Полезно сопоставление: скажем, у Флоренского в конкретной метафизике есть только символы, они же лики, и нацело отсутствует концепция личности, будь то Божественной или человеческой; его позиция – законченный и взвешенный символизм. Но у Лосева поры восьмикнижия

«ничто еще не завершено и ничто не успело стать»,

как писал Рильке в «Часослове»; и в том кипении идей и страстей, в той философской протоматерии, которая нас здесь встречает, можно найти все. Диалектико-феноменологический символизм стал на этом этапе принципом единства и языком его мысли; однако с самого начала, с соловьевских и православных истоков, в этой мысли действовали и иные импульсы, не находившие в нем полного выражения. Поэтому он не должен был остаться окончательной формой лосевской философии. Набросок этой окончательной формы дан в проекте абсолютной мифологии, и из него (как, впрочем, и без него, пускай не столь явственно) мы видим: «символический синтез», как мы определили выше философский замысел Лосева, должен был стать, в потенции, православно-персоналистским синтезом.
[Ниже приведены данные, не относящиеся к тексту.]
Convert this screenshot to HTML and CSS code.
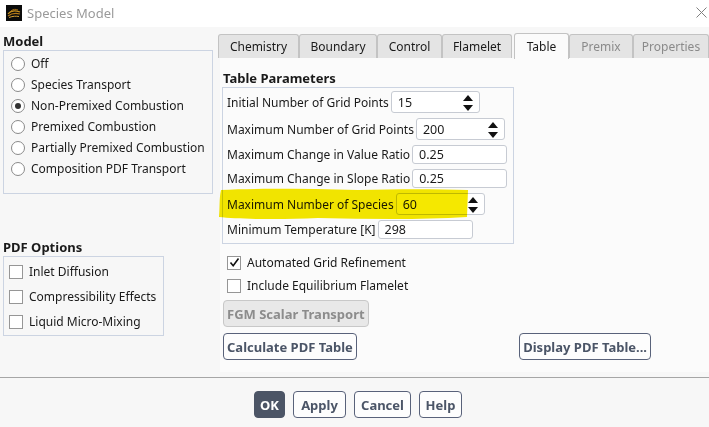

Сложным и кружным способом, через теорию мифа, через многие древние и новые философии, мысль Лосева прокладывала путь возвращения к собственным духовным истокам, к православному умозрению и философской традиции Соловьева. Путь этот обещал немало, ибо он вел его не к подражанию уже известным примерам, а к новому этапу православного философствования, впитавшему – чего еще не было в русской мысли – опыт аскетической традиции и паламитского богословия. Однако проторить его до конца философу не было суждено. «Если дадут», – с едкой горечью оговаривается он в «Диалектике мифа», сообщая об одном из будущих своих планов. Если дадут! Эта заповедь подневольных вновь напоминает о том же: с его жизненным мифом прочно соединен образ плененного православного воина.